- [Given problem]: Reproduce the listing below exactly, minus its pictures.

** begin Supplied material **

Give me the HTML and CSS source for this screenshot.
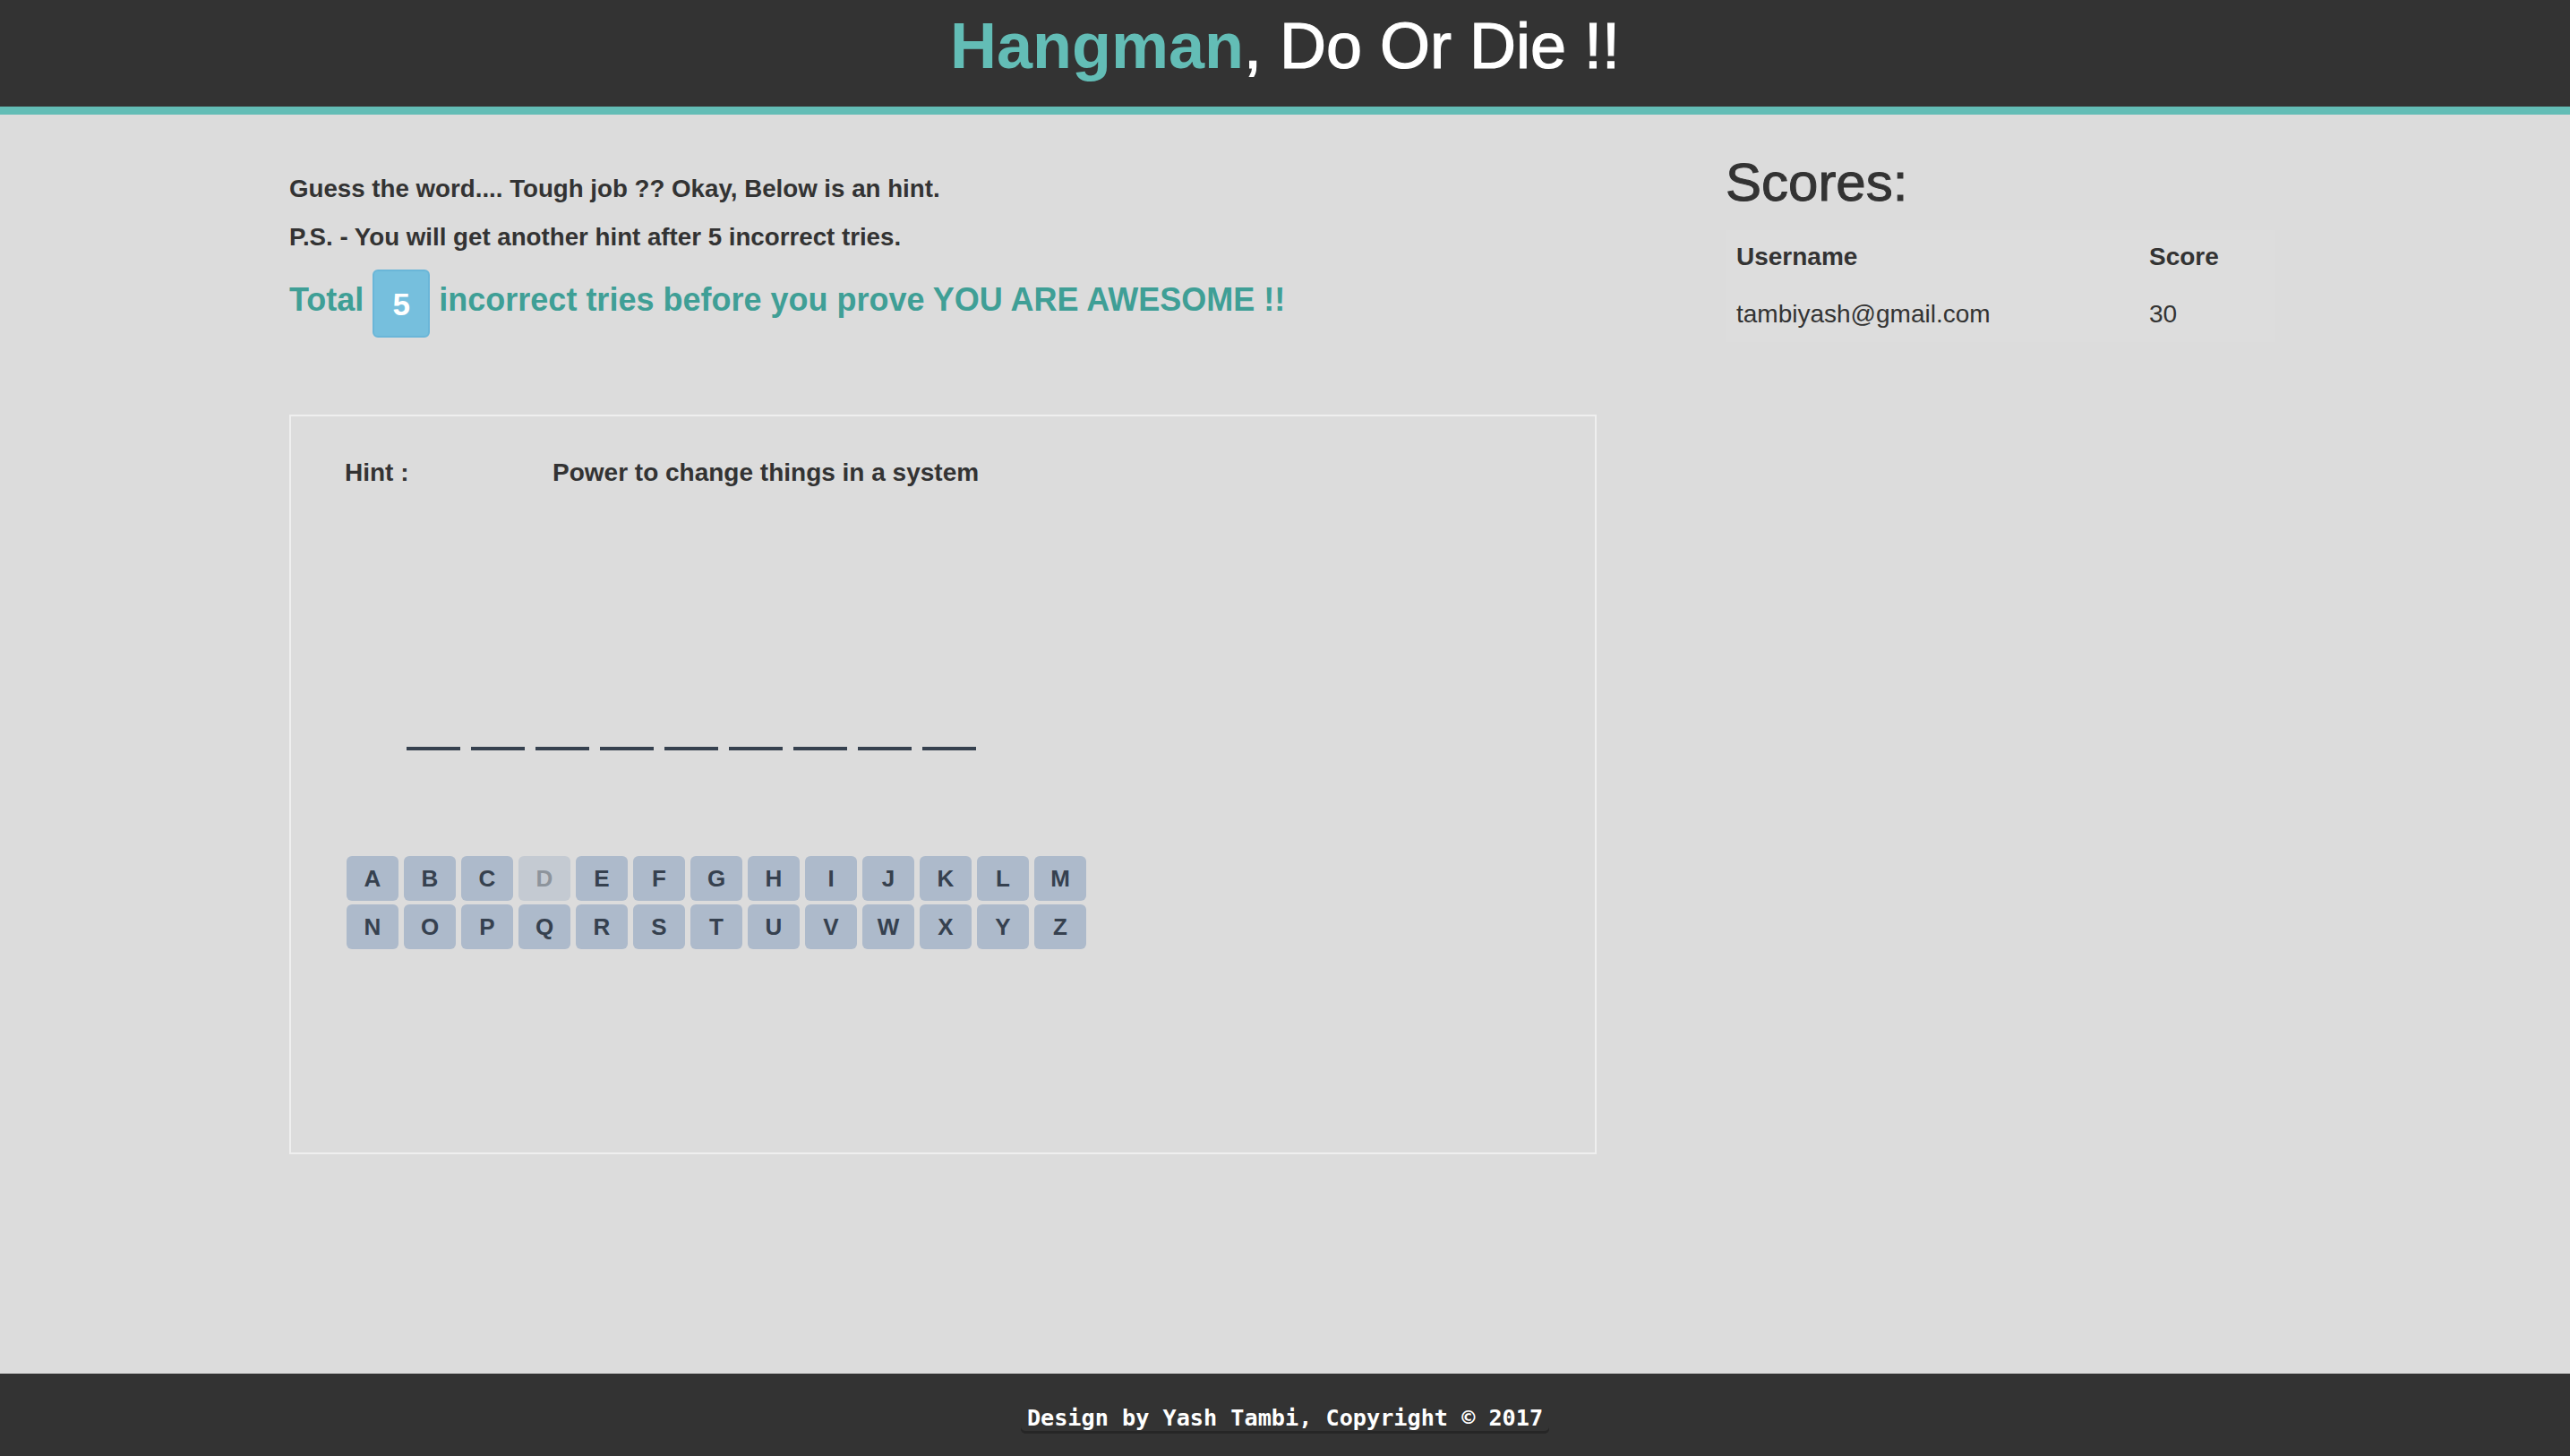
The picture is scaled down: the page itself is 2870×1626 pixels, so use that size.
FILE: index.html
```html
<!DOCTYPE html>
<html lang="en">
<head>
<meta charset="utf-8">
<title>Hangman, Do Or Die !!</title>
<link rel="stylesheet" href="styles.css">
</head>
<body>
<header class="site-header">
  <h1 class="title"><span class="title-accent">Hangman</span>, Do Or Die !!</h1>
</header>
<main class="main">
  <section class="game-col">
    <p class="intro">Guess the word.... Tough job ?? Okay, Below is an hint.</p>
    <p class="intro">P.S. - You will get another hint after 5 incorrect tries.</p>
    <div class="tries">
      <span class="tries-text">Total</span>
      <span class="badge">5</span>
      <span class="tries-text">incorrect tries before you prove YOU ARE AWESOME !!</span>
    </div>
    <div class="board">
      <div class="hint">
        <span class="hint-label">Hint :</span>
        <span class="hint-text">Power to change things in a system</span>
      </div>
      <div class="blanks">
        <span class="blank"></span><span class="blank"></span><span class="blank"></span>
        <span class="blank"></span><span class="blank"></span><span class="blank"></span>
        <span class="blank"></span><span class="blank"></span><span class="blank"></span>
      </div>
      <div class="keys">
        <div class="key-row">
          <button class="key">A</button><button class="key">B</button><button class="key">C</button><button class="key key-used" disabled>D</button><button class="key">E</button><button class="key">F</button><button class="key">G</button><button class="key">H</button><button class="key">I</button><button class="key">J</button><button class="key">K</button><button class="key">L</button><button class="key">M</button>
        </div>
        <div class="key-row">
          <button class="key">N</button><button class="key">O</button><button class="key">P</button><button class="key">Q</button><button class="key">R</button><button class="key">S</button><button class="key">T</button><button class="key">U</button><button class="key">V</button><button class="key">W</button><button class="key">X</button><button class="key">Y</button><button class="key">Z</button>
        </div>
      </div>
    </div>
  </section>
  <aside class="score-col">
    <h2 class="scores-title">Scores:</h2>
    <table class="scores">
      <thead>
        <tr class="head-row"><th class="col-user">Username</th><th>Score</th></tr>
      </thead>
      <tbody>
        <tr class="body-row"><td class="col-user">tambiyash@gmail.com</td><td>30</td></tr>
      </tbody>
    </table>
  </aside>
</main>
<footer class="site-footer">
  <span class="kbd">Design by Yash Tambi, Copyright © 2017</span>
</footer>
</body>
</html>
```
FILE: styles.css
```css
* { box-sizing: border-box; }
html, body { margin: 0; padding: 0; }
body {
  background: #dcdcdc;
  color: #333333;
  font-family: "Liberation Sans", Arial, sans-serif;
  min-height: 100vh;
  display: flex;
  flex-direction: column;
}
.site-header {
  background: #333333;
  border-bottom: 9px solid #63bdb6;
  height: 128px;
  padding-top: 15px;
}
.title {
  margin: 0;
  text-align: center;
  font-size: 72px;
  line-height: 72px;
  font-weight: 400;
  color: #ffffff;
  -webkit-text-stroke: 1.2px #ffffff;
}
.title-accent { color: #63bdb6; font-weight: 700; -webkit-text-stroke: 0; }

.main {
  flex: 1;
  display: flex;
  padding-left: 323px;
}
.game-col { width: 1460px; padding-top: 63.5px; }
.intro {
  margin: 0 0 16px 0;
  font-size: 27.7px;
  line-height: 38px;
  font-weight: 700;
  color: #333333;
}
.tries {
  display: flex;
  align-items: center;
  margin-top: -6.6px;
  gap: 10px;
  color: #3f9f96;
}
.tries-text { font-size: 36px; line-height: 35px; font-weight: 700; }
.badge {
  margin-top: 8px;
  width: 64px;
  height: 76px;
  display: flex;
  align-items: center;
  justify-content: center;
  background: #76bfdd;
  border: 2px solid #6ab6d8;
  border-radius: 6px;
  color: #ffffff;
  font-size: 35px;
  line-height: 35px;
  font-weight: 700;
  padding-top: 2px;
}
.board {
  margin-top: 86px;
  height: 826px;
  border: 2px solid #efefef;
  padding-top: 44.3px;
}
.hint {
  display: flex;
  font-size: 28px;
  line-height: 38px;
  font-weight: 700;
  color: #333333;
  padding-left: 60px;
}
.hint-label { width: 232px; }
.blanks {
  display: flex;
  gap: 12px;
  margin-top: 286.4px;
  margin-left: 129px;
}
.blank { width: 60px; height: 4px; background: #36414f; }
.keys {
  margin-top: 118px;
  margin-left: 62px;
  display: flex;
  flex-direction: column;
  gap: 4px;
}
.key-row { display: flex; gap: 6px; }
.key {
  width: 58px;
  height: 50px;
  border: 0;
  border-radius: 6px;
  background: #adbacb;
  color: #36414f;
  font-family: "Liberation Sans", Arial, sans-serif;
  font-size: 26px;
  font-weight: 700;
  padding: 2px 0 0 0;
}
.key-used { background: #c4cad2; color: #8d949c; }

.score-col { margin-left: 144px; padding-top: 46.2px; }
.scores-title {
  margin: 0;
  font-size: 60px;
  line-height: 60px;
  font-weight: 400;
  color: #333333;
  -webkit-text-stroke: 1px #333333;
}
.scores {
  margin-top: 22.8px;
  width: 614px;
  border-collapse: collapse;
  background: #dddddd;
  font-size: 28px;
  color: #333333;
}
.scores th, .scores td {
  text-align: left;
  vertical-align: middle;
  padding: 0 0 0 12px;
}
.scores td { padding-top: 3px; }
.scores th { font-weight: 700; font-size: 28px; padding-top: 1px; }
.head-row { height: 60px; }
.body-row { height: 65px; }
.col-user { width: 461px; }

.site-footer {
  background: #333333;
  height: 92px;
  display: flex;
  align-items: center;
  justify-content: center;
  padding-top: 8px;
}
.kbd {
  font-family: "DejaVu Sans Mono", "Liberation Mono", monospace;
  font-weight: 700;
  font-size: 25.2px;
  color: #ffffff;
  padding: 2px 7px 3px;
  border-radius: 5px;
  box-shadow: inset 0 -3px 0 rgba(0, 0, 0, 0.25);
}
```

** end Supplied material **

- [Problem solution]:
Give me the HTML and CSS source for this screenshot.
The picture is scaled down: the page itself is 2870×1626 pixels, so use that size.
FILE: index.html
```html
<!DOCTYPE html>
<html lang="en">
<head>
<meta charset="utf-8">
<title>Hangman, Do Or Die !!</title>
<link rel="stylesheet" href="styles.css">
</head>
<body>
<header class="site-header">
  <h1 class="title"><span class="title-accent">Hangman</span>, Do Or Die !!</h1>
</header>
<main class="main">
  <section class="game-col">
    <p class="intro">Guess the word.... Tough job ?? Okay, Below is an hint.</p>
    <p class="intro">P.S. - You will get another hint after 5 incorrect tries.</p>
    <div class="tries">
      <span class="tries-text">Total</span>
      <span class="badge">5</span>
      <span class="tries-text">incorrect tries before you prove YOU ARE AWESOME !!</span>
    </div>
    <div class="board">
      <div class="hint">
        <span class="hint-label">Hint :</span>
        <span class="hint-text">Power to change things in a system</span>
      </div>
      <div class="blanks">
        <span class="blank"></span><span class="blank"></span><span class="blank"></span>
        <span class="blank"></span><span class="blank"></span><span class="blank"></span>
        <span class="blank"></span><span class="blank"></span><span class="blank"></span>
      </div>
      <div class="keys">
        <div class="key-row">
          <button class="key">A</button><button class="key">B</button><button class="key">C</button><button class="key key-used" disabled>D</button><button class="key">E</button><button class="key">F</button><button class="key">G</button><button class="key">H</button><button class="key">I</button><button class="key">J</button><button class="key">K</button><button class="key">L</button><button class="key">M</button>
        </div>
        <div class="key-row">
          <button class="key">N</button><button class="key">O</button><button class="key">P</button><button class="key">Q</button><button class="key">R</button><button class="key">S</button><button class="key">T</button><button class="key">U</button><button class="key">V</button><button class="key">W</button><button class="key">X</button><button class="key">Y</button><button class="key">Z</button>
        </div>
      </div>
    </div>
  </section>
  <aside class="score-col">
    <h2 class="scores-title">Scores:</h2>
    <table class="scores">
      <thead>
        <tr class="head-row"><th class="col-user">Username</th><th>Score</th></tr>
      </thead>
      <tbody>
        <tr class="body-row"><td class="col-user">tambiyash@gmail.com</td><td>30</td></tr>
      </tbody>
    </table>
  </aside>
</main>
<footer class="site-footer">
  <span class="kbd">Design by Yash Tambi, Copyright © 2017</span>
</footer>
</body>
</html>
```
FILE: styles.css
```css
* { box-sizing: border-box; }
html, body { margin: 0; padding: 0; }
body {
  background: #dcdcdc;
  color: #333333;
  font-family: "Liberation Sans", Arial, sans-serif;
  min-height: 100vh;
  display: flex;
  flex-direction: column;
}
.site-header {
  background: #333333;
  border-bottom: 9px solid #63bdb6;
  height: 128px;
  padding-top: 15px;
}
.title {
  margin: 0;
  text-align: center;
  font-size: 72px;
  line-height: 72px;
  font-weight: 400;
  color: #ffffff;
  -webkit-text-stroke: 1.2px #ffffff;
}
.title-accent { color: #63bdb6; font-weight: 700; -webkit-text-stroke: 0; }

.main {
  flex: 1;
  display: flex;
  padding-left: 323px;
}
.game-col { width: 1460px; padding-top: 63.5px; }
.intro {
  margin: 0 0 16px 0;
  font-size: 27.7px;
  line-height: 38px;
  font-weight: 700;
  color: #333333;
}
.tries {
  display: flex;
  align-items: center;
  margin-top: -6.6px;
  gap: 10px;
  color: #3f9f96;
}
.tries-text { font-size: 36px; line-height: 35px; font-weight: 700; }
.badge {
  margin-top: 8px;
  width: 64px;
  height: 76px;
  display: flex;
  align-items: center;
  justify-content: center;
  background: #76bfdd;
  border: 2px solid #6ab6d8;
  border-radius: 6px;
  color: #ffffff;
  font-size: 35px;
  line-height: 35px;
  font-weight: 700;
  padding-top: 2px;
}
.board {
  margin-top: 86px;
  height: 826px;
  border: 2px solid #efefef;
  padding-top: 44.3px;
}
.hint {
  display: flex;
  font-size: 28px;
  line-height: 38px;
  font-weight: 700;
  color: #333333;
  padding-left: 60px;
}
.hint-label { width: 232px; }
.blanks {
  display: flex;
  gap: 12px;
  margin-top: 286.4px;
  margin-left: 129px;
}
.blank { width: 60px; height: 4px; background: #36414f; }
.keys {
  margin-top: 118px;
  margin-left: 62px;
  display: flex;
  flex-direction: column;
  gap: 4px;
}
.key-row { display: flex; gap: 6px; }
.key {
  width: 58px;
  height: 50px;
  border: 0;
  border-radius: 6px;
  background: #adbacb;
  color: #36414f;
  font-family: "Liberation Sans", Arial, sans-serif;
  font-size: 26px;
  font-weight: 700;
  padding: 2px 0 0 0;
}
.key-used { background: #c4cad2; color: #8d949c; }

.score-col { margin-left: 144px; padding-top: 46.2px; }
.scores-title {
  margin: 0;
  font-size: 60px;
  line-height: 60px;
  font-weight: 400;
  color: #333333;
  -webkit-text-stroke: 1px #333333;
}
.scores {
  margin-top: 22.8px;
  width: 614px;
  border-collapse: collapse;
  background: #dddddd;
  font-size: 28px;
  color: #333333;
}
.scores th, .scores td {
  text-align: left;
  vertical-align: middle;
  padding: 0 0 0 12px;
}
.scores td { padding-top: 3px; }
.scores th { font-weight: 700; font-size: 28px; padding-top: 1px; }
.head-row { height: 60px; }
.body-row { height: 65px; }
.col-user { width: 461px; }

.site-footer {
  background: #333333;
  height: 92px;
  display: flex;
  align-items: center;
  justify-content: center;
  padding-top: 8px;
}
.kbd {
  font-family: "DejaVu Sans Mono", "Liberation Mono", monospace;
  font-weight: 700;
  font-size: 25.2px;
  color: #ffffff;
  padding: 2px 7px 3px;
  border-radius: 5px;
  box-shadow: inset 0 -3px 0 rgba(0, 0, 0, 0.25);
}
```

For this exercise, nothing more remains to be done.